GIVEN ENTRIES:

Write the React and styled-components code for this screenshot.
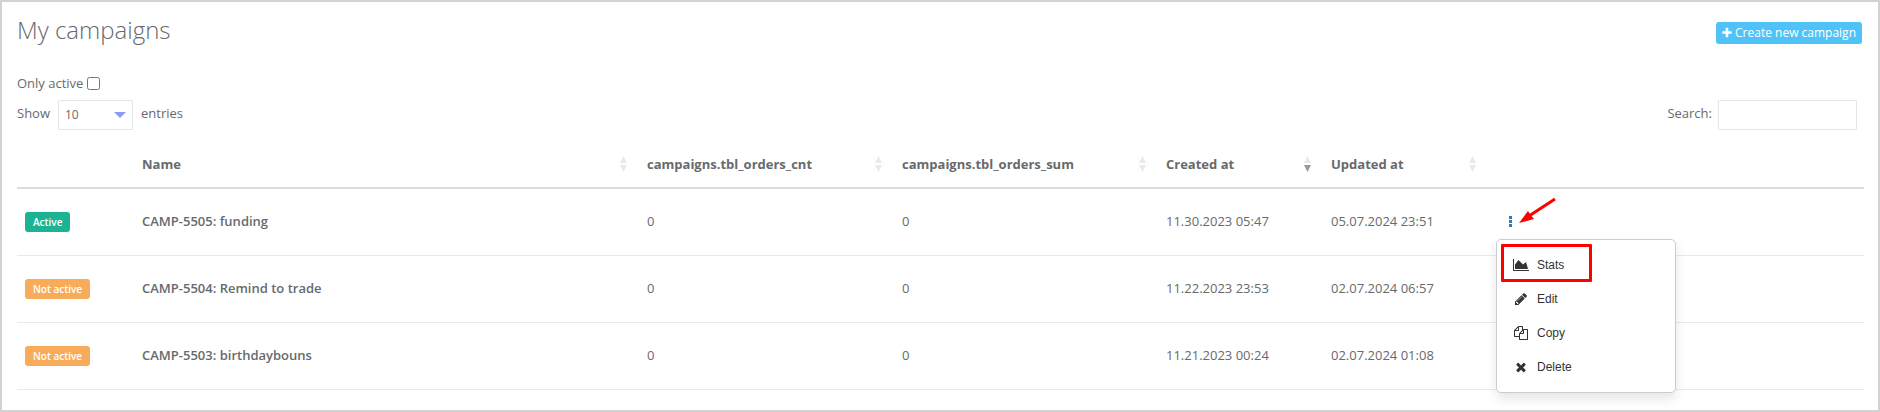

--

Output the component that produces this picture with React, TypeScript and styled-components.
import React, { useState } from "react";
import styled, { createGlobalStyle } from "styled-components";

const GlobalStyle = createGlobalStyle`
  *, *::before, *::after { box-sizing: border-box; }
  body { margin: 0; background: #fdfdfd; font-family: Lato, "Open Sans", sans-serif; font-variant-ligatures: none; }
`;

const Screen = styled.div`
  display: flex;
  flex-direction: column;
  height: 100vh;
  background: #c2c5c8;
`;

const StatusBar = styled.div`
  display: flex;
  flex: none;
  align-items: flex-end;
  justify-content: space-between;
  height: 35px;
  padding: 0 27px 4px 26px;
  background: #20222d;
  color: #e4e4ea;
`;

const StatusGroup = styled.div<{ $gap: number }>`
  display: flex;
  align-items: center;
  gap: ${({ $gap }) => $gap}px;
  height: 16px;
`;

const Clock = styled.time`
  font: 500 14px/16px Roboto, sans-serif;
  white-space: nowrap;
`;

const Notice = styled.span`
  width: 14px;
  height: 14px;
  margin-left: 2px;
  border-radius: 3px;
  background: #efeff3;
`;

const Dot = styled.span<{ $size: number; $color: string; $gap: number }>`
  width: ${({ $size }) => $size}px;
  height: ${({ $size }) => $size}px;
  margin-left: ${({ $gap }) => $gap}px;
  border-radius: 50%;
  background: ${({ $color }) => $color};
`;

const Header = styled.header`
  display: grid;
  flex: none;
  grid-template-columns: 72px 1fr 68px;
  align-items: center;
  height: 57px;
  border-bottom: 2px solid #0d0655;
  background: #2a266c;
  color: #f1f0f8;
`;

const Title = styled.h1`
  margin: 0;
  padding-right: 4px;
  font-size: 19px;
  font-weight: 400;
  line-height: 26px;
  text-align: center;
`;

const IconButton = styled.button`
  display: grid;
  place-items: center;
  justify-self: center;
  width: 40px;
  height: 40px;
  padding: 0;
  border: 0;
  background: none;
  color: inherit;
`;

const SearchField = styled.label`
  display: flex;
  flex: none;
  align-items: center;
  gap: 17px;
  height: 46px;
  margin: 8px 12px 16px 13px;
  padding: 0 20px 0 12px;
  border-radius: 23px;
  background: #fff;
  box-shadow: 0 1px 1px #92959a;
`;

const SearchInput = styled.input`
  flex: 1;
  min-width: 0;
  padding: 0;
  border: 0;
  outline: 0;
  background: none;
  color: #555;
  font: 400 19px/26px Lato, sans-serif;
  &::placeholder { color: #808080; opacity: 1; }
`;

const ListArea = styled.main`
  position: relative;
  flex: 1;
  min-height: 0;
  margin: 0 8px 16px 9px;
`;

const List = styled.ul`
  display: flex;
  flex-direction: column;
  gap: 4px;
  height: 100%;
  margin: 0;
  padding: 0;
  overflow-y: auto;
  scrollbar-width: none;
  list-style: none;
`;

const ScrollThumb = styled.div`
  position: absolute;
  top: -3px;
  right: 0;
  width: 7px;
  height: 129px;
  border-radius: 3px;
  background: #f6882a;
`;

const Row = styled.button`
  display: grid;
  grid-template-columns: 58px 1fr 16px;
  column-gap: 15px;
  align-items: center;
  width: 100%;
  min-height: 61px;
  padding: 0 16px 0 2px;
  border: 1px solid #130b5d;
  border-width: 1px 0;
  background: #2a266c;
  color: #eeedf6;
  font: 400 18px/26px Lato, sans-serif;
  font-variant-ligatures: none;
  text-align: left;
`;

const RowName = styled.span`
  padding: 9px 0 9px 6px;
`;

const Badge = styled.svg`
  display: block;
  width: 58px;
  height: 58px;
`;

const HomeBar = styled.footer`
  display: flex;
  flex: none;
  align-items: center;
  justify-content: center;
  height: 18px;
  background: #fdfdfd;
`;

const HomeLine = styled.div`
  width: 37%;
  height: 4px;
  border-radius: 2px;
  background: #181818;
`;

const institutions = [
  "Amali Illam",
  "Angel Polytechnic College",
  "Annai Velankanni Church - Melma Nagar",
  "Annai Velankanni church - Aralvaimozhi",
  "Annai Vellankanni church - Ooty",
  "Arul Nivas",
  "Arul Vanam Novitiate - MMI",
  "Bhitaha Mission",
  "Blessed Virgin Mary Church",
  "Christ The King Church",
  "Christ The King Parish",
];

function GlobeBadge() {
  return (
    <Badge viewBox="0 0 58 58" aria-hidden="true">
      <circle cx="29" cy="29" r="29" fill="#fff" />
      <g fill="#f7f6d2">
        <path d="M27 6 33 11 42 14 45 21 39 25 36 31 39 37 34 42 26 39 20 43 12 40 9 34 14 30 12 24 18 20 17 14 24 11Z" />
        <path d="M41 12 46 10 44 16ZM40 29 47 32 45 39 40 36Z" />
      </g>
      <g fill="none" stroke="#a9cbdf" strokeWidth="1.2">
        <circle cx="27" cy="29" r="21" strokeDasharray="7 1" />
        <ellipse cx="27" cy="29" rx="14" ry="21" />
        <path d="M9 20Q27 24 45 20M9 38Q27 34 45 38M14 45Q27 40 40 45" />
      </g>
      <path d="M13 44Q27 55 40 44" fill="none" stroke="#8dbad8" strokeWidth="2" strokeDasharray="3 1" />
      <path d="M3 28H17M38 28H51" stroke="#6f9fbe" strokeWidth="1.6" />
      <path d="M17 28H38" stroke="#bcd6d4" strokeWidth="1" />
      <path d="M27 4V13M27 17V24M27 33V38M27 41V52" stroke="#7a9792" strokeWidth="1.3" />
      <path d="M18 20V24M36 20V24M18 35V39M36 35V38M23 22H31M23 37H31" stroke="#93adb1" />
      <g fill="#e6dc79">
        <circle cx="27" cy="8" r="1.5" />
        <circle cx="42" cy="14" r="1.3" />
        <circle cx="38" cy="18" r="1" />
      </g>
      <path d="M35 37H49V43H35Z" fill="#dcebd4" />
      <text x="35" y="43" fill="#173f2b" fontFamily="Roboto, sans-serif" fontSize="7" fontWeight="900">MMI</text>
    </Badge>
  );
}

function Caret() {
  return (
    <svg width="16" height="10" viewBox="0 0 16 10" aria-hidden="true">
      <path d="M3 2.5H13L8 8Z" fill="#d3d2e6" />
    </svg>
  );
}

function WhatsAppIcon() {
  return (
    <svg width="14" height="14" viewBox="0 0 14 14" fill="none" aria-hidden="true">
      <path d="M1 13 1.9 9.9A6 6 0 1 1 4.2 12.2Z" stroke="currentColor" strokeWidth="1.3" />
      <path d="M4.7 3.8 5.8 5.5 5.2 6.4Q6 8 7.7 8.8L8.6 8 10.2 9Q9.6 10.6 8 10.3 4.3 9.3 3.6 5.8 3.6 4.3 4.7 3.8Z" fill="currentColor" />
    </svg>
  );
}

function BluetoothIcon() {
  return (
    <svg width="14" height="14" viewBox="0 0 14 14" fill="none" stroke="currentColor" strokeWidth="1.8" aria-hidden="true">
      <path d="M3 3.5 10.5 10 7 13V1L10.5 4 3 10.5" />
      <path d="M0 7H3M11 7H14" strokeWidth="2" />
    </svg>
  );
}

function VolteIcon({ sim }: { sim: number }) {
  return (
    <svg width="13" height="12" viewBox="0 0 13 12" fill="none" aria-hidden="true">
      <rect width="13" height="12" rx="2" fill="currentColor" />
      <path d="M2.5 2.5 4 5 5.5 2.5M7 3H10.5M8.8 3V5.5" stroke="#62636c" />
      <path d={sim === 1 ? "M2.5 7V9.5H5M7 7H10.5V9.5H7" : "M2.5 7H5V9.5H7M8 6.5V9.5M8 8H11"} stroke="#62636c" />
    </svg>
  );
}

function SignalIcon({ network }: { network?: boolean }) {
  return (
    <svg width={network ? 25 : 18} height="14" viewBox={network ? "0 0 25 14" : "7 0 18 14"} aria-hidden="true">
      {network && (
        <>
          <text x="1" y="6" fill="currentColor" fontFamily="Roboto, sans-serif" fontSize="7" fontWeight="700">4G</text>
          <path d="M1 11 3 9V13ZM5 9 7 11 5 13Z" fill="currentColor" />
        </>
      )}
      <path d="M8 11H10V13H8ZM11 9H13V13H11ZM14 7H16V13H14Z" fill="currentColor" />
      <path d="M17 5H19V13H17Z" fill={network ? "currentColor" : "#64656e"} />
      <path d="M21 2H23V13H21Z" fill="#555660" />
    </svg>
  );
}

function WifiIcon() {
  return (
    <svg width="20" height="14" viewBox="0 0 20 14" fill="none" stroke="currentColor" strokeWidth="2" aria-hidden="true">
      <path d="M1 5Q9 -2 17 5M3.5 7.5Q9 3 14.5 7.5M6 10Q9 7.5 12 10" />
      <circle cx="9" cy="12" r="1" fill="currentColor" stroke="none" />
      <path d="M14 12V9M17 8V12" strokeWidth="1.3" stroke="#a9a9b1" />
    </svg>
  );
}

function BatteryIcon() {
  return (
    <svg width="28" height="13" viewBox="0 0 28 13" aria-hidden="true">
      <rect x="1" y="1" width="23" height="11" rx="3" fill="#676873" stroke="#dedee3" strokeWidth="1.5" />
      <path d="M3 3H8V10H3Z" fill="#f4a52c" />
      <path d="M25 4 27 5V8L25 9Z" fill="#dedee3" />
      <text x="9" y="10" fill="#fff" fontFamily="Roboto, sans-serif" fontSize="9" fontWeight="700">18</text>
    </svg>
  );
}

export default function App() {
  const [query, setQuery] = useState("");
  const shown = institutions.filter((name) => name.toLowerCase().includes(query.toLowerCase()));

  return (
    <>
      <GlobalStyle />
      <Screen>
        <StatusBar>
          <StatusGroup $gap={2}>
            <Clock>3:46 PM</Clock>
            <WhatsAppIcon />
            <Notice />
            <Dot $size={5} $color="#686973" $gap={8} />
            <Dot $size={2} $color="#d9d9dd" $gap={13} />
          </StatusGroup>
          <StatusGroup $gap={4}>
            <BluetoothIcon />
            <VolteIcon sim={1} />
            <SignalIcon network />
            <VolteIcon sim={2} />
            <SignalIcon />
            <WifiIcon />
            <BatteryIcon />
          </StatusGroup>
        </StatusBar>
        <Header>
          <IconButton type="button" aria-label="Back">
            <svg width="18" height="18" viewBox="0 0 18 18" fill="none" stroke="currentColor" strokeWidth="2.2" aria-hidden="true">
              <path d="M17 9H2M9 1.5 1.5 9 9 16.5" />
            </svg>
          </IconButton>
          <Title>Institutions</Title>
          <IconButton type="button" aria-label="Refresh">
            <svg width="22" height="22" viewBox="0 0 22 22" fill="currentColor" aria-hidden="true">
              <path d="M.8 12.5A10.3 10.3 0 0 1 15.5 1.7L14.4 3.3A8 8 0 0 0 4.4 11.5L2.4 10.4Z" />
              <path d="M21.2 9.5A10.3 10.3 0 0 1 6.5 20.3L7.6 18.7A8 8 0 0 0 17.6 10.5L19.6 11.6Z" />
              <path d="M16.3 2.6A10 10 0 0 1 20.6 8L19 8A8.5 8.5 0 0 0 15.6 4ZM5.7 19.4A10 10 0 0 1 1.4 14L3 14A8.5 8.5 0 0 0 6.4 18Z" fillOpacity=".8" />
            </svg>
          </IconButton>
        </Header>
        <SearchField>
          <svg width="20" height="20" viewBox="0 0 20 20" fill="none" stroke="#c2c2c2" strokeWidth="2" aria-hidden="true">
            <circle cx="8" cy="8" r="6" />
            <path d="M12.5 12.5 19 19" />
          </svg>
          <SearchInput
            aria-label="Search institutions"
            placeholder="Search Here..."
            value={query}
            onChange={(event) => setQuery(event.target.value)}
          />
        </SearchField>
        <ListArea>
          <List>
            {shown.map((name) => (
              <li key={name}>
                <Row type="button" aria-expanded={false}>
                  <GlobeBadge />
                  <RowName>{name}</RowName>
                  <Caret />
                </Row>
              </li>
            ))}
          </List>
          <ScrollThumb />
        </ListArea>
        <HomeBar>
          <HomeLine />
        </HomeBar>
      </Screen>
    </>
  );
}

PROBLEM STATEMENT: Go through the data above and find the lines with the word "this". Copy each of those lines.

REPLY TO THE EXERCISE:
Write the React and styled-components code for this screenshot.
Output the component that produces this picture with React, TypeScript and styled-components.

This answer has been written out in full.